From now on, Acevedo said, officers who want to conduct a no-knock search will have to get clearance from him or a supervisor he designates and apply to a district court judge rather than a municipal court judge. Only SWAT officers will be allowed to execute such warrants. When narcotics officers search homes, they will knock and announce themselves, and they will be supervised by a lieutenant.

They also will be wearing body cameras, the absence of which has made it harder to figure out what happened during the operation that killed Tuttle and Nicholas. Heretofore the Houston Police Department (HPD) has focused on equipping patrol officers with body cameras, on the grounds that they have the most interactions with the public. Under the new policy, narcotics officers will wear and activate cameras whenever they serve search warrants.

The HPD, the Harris County District Attorney's Office, and the FBI are continuing to investigate the Harding Street raid. Goines is likely to face criminal charges for lying in his search warrant affidavit, which is aggravated perjury under state law and seems to violate a federal statute making it a felony to violate people's constitutional rights under color of law. Local prosecutors are reviewing some 1,400 cases in which Goines was involved, plus 800 or so handled by Steve Bryant, a narcotics officer who was mentioned in the warrant affidavit and participated in the raid.

"We have got a lot of eyes, assets, folks from multiple agencies conducting investigations into the Harding Street raid," Acevedo told city council members. In a recent interview with KPRC, the NBC station in Houston, he said he expects Harris County District Attorney Kim Ogg to announce her findings by the end of April.
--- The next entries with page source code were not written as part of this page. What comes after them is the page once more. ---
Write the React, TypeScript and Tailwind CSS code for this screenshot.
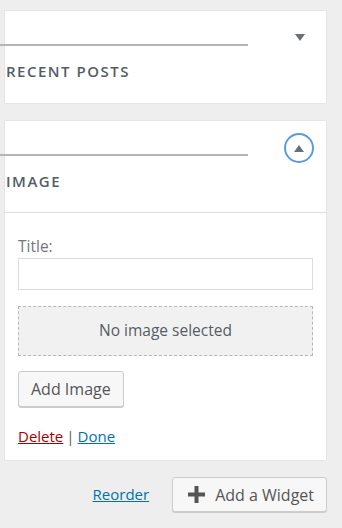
import React from "react";

const font = { fontFamily: '"Open Sans", "Noto Sans", sans-serif' };

function Header({ title, open }: { title: string; open?: boolean }) {
  return (
    <div className={"relative h-[92px] " + (open ? "border-b border-[#dddddd]" : "")}>
      <div className="absolute left-[-6px] top-[33px] h-[2px] w-[249px] bg-[#b4b4b4]" />
      {open ? (
        <div className="absolute left-[279px] top-[12px] flex h-[30px] w-[30px] items-center justify-center rounded-full border-2 border-[#5b9dd9]">
          <svg width="10" height="7" viewBox="0 0 10 7">
            <path d="M0 7 L5 0 L10 7 Z" fill="#6b7075" />
          </svg>
        </div>
      ) : (
        <div className="absolute left-[290px] top-[23px]">
          <svg width="10" height="7" viewBox="0 0 10 7">
            <path d="M0 0 L10 0 L5 7 Z" fill="#6b7075" />
          </svg>
        </div>
      )}
      <div className="absolute left-[1px] top-[50px] text-[15px] font-semibold leading-[20px] tracking-[1.5px] text-[#555d66]">
        {title}
      </div>
    </div>
  );
}

export default function App() {
  return (
    <div className="h-[528px] w-[342px] overflow-hidden bg-[#eeeeee] pl-[4px] pr-[15px] pt-[10px]" style={font}>
      <div className="border border-[#e5e5e5] bg-white">
        <Header title="RECENT POSTS" />
      </div>
      <div className="mt-[16px] border border-[#e5e5e5] bg-white">
        <Header title="IMAGE" open />
        <div className="px-[13px] pt-[23px] pb-[14px]">
          <div className="text-[15.5px] leading-[20px] text-[#72777c]">Title:</div>
          <div className="mt-[2px] h-[32px] w-full border border-[#dddddd] bg-white" />
          <div className="mt-[16px] flex h-[50px] w-full items-center justify-center border border-dashed border-[#b4b9be] bg-[#f1f1f1] text-[15.5px] text-[#555d66]">
            No image selected
          </div>
          <button className="mt-[15px] h-[36px] rounded-[3px] border border-[#cccccc] bg-[#f7f7f7] px-[12px] text-[16px] text-[#555555] shadow-[0_1px_0_#cccccc]">
            Add Image
          </button>
          <div className="mt-[19px] flex items-center text-[15px] leading-[20px]">
            <a className="text-[#a00] underline">Delete</a>
            <span className="mx-[3px] text-[#555d66]">|</span>
            <a className="text-[#0073aa] underline">Done</a>
          </div>
        </div>
      </div>
      <div className="mt-[16px] flex items-center justify-end gap-[22px]">
        <a className="mr-[1px] text-[15px] text-[#0073aa] underline">Reorder</a>
        <button className="flex h-[35px] items-center rounded-[3px] border border-[#cccccc] bg-[#f7f7f7] pl-[15px] pr-[12px] text-[16px] text-[#555555] shadow-[0_1px_0_#cccccc]">
          <svg width="17" height="17" viewBox="0 0 17 17" className="mr-[10px]">
            <path d="M6.5 0 H10.5 V6.5 H17 V10.5 H10.5 V17 H6.5 V10.5 H0 V6.5 H6.5 Z" fill="#555555" />
          </svg>
          Add a Widget
        </button>
      </div>
    </div>
  );
}
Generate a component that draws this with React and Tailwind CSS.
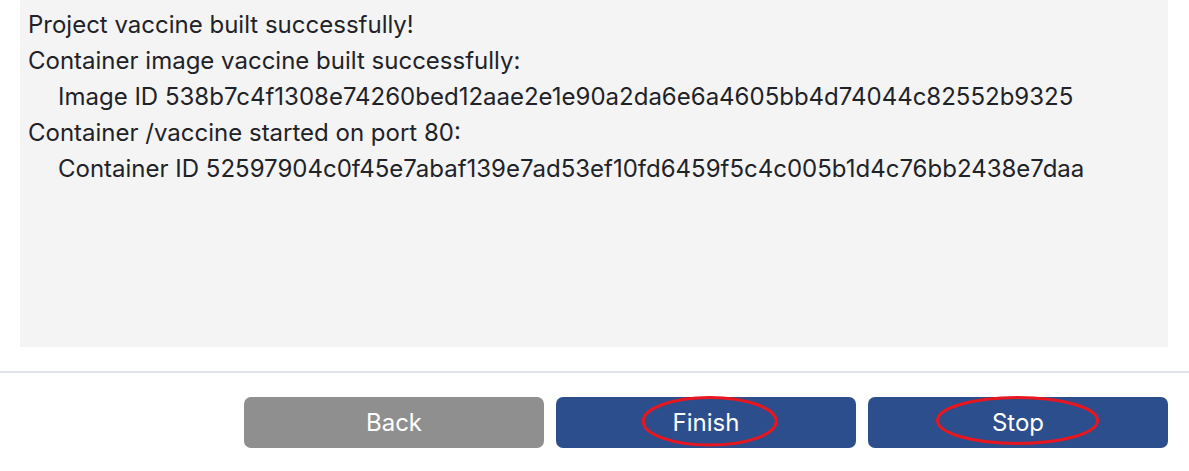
const lines = [
    { text: "Project vaccine built successfully!", indent: false },
    { text: "Container image vaccine built successfully:", indent: false },
    { text: "Image ID 538b7c4f1308e74260bed12aae2e1e90a2da6e6a4605bb4d74044c82552b9325", indent: true },
    { text: "Container /vaccine started on port 80:", indent: false },
    { text: "Container ID 52597904c0f45e7abaf139e7ad53ef10fd6459f5c4c005b1d4c76bb2438e7daa", indent: true },
];

const Ring = ({ cx, cy, rx, ry }) => (
    <svg className="absolute inset-0 w-full h-full overflow-visible pointer-events-none" viewBox="0 0 300 51">
        <ellipse cx={cx} cy={cy} rx={rx} ry={ry} fill="none" stroke="#e8161f" strokeWidth="3" />
    </svg>
);

const App = () => {
    return (
        <div className="w-full h-[471px] bg-white font-['Inter','Liberation_Sans',sans-serif]">
            <div className="ml-[20px] mr-[21px] h-[347px] bg-[#f4f4f4] pt-[7px] pl-[8px]">
                {lines.map((l, i) => (
                    <div key={i} className={`text-[24px] leading-[36px] text-[#1f2328] whitespace-nowrap ${l.indent ? "pl-[30px]" : ""}`}>
                        {l.text}
                    </div>
                ))}
            </div>

            <div className="mt-[24px] h-[2px] bg-[#dfe3e8]" />

            <div className="flex justify-end gap-3 pt-[24px] pr-[21px]">
                <button className="w-[300px] h-[51px] rounded-[7px] bg-[#8f8f8f] text-white text-[24px]">
                    Back
                </button>
                <button className="relative w-[300px] h-[51px] rounded-[7px] bg-[#2d4e8c] text-white text-[24px]">
                    Finish
                    <Ring cx={153.7} cy={24.3} rx={66.5} ry={23.8} />
                </button>
                <button className="relative w-[300px] h-[51px] rounded-[7px] bg-[#2d4e8c] text-white text-[24px]">
                    Stop
                    <Ring cx={149.5} cy={23.5} rx={80} ry={23} />
                </button>
            </div>
        </div>
    );
};

export default App;
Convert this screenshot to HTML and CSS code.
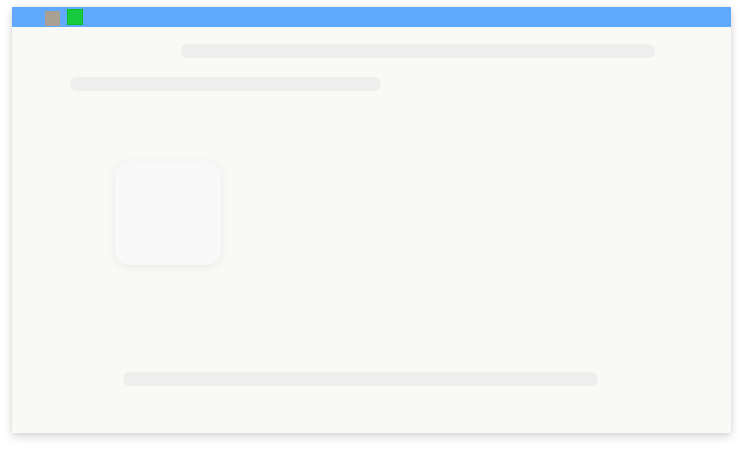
FILE: index.html
```html
<!DOCTYPE html>
<html lang="en">

<head>
  <meta charset="UTF-8">
  <meta name="viewport" content="width=device-width, initial-scale=1.0">
  <title>Window</title>
  <link rel="stylesheet" href="styles.css">
</head>

<body>
  <div class="window">
    <header class="titlebar">
      <span class="dot gray"></span>
      <span class="dot green"></span>
    </header>
    <section class="content">
      <div class="bar bar-top"></div>
      <div class="bar bar-sub"></div>
      <div class="card"></div>
      <div class="bar bar-bottom"></div>
    </section>
  </div>
</body>

</html>
```

FILE: styles.css
```css
body {
  margin: 0;
  padding-bottom: 15px;
  background: #fff;
  font-family: "Liberation Sans", sans-serif;
}

.window {
  width: 719px;
  height: 426px;
  margin: 7px 0 0 12px;
  background: #f9f9f5;
  box-shadow: 0 4px 9px rgba(0, 0, 0, 0.14), 0 0 5px rgba(0, 0, 0, 0.07);
  display: flex;
  flex-direction: column;
}

.titlebar {
  height: 20px;
  background: #61a9ff;
  display: flex;
  align-items: center;
  gap: 7px;
  padding-left: 33px;
}

.dot {
  width: 15px;
  height: 15px;
  box-sizing: border-box;
}

.gray {
  background: #a9a091;
  margin-top: 2px;
}

.green {
  width: 16px;
  height: 16px;
  background: #16cb3d;
  border: 1px solid #0bbd28;
}

.content {
  display: flex;
  flex-direction: column;
}

.bar {
  height: 14px;
  border-radius: 7px;
  background: #eeeeef;
}

.bar-top {
  width: 474px;
  margin: 17px 0 0 169px;
}

.bar-sub {
  width: 311px;
  margin: 19px 0 0 58px;
}

.card {
  width: 106px;
  height: 104px;
  margin: 70px 0 0 103px;
  border-radius: 14px;
  background: #f8f8f9;
  box-shadow: 0 2px 8px rgba(0, 0, 0, 0.07);
}

.bar-bottom {
  width: 475px;
  margin: 107px 0 0 111px;
}
```
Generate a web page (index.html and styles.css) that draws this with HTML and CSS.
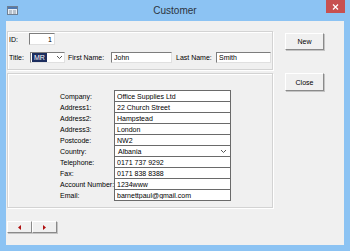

Acevedo repeatedly patted himself on the back during that interview. "When I got to that scene," he said, "some things made my antennae go up a little bit, including the fact that we lost two individuals in the home…four officers shot and another one injured. To be honest with you, I was actually asking for the search warrant and affidavit at the scene, which really ruffled some feathers. But for a police chief that actually knows what he is doing and is engaged, we wouldn't be having a conversation about the things that we might have done wrong in that raid…This police chief is the one that asked the tough questions."

In reality, Acevedo at first credulously accepted the accounts of the officers who conducted the raid, as you will see if you go back and review the first few press conferences he conducted. He praised the heroism of the officer he now says lied to justify the raid, reported Goines' account of a controlled buy that never happened as fact, blamed Tuttle and Nicholas for the violence initiated by police, described their home as a locally notorious "drug house" and "problem location," claimed neighbors were grateful for the raid (although all the neighbors who spoke to local reporters said they'd never noticed any suspicious activity at the house), expressed skepticism about the value of body cameras and the special risks posed by no-knock searches, and reacted angrily to the suggestion that officers might have been injured by friendly fire, even though the revolver Tuttle reportedly fired at them held just six rounds.

It was not until February 15, after information about HPD's investigation of the raid was leaked to the press, that Acevedo revealed the search warrant had been obtained under false pretenses. Even then, he insisted that the investigation of Tuttle and Nicholas was justified and continued to call them "suspects."

"You and other members of your department have made factually incorrect, but globally disseminated, statements about Rhogena Nicholas and her husband, Dennis Tuttle, from the date of their deaths and going forward," an attorney for Nicholas' family wrote to Acevedo this week. "These statements have not been publicly corrected or retracted to date."

In an interview with the Chronicle, Nicholas' mother said her daughter was not involved in drug dealing, "respected the police," and would have cooperated if the officers had knocked on the door and identified themselves. "I want them to clear her name," she said.

Nicholas' brother told the Chronicle he still hopes Acevedo will set the record straight. "Maybe they'll wake up and say, 'We messed up and we need to change our ways of doing things,'" he said. "Clear her name. And hopefully, it won't happen again."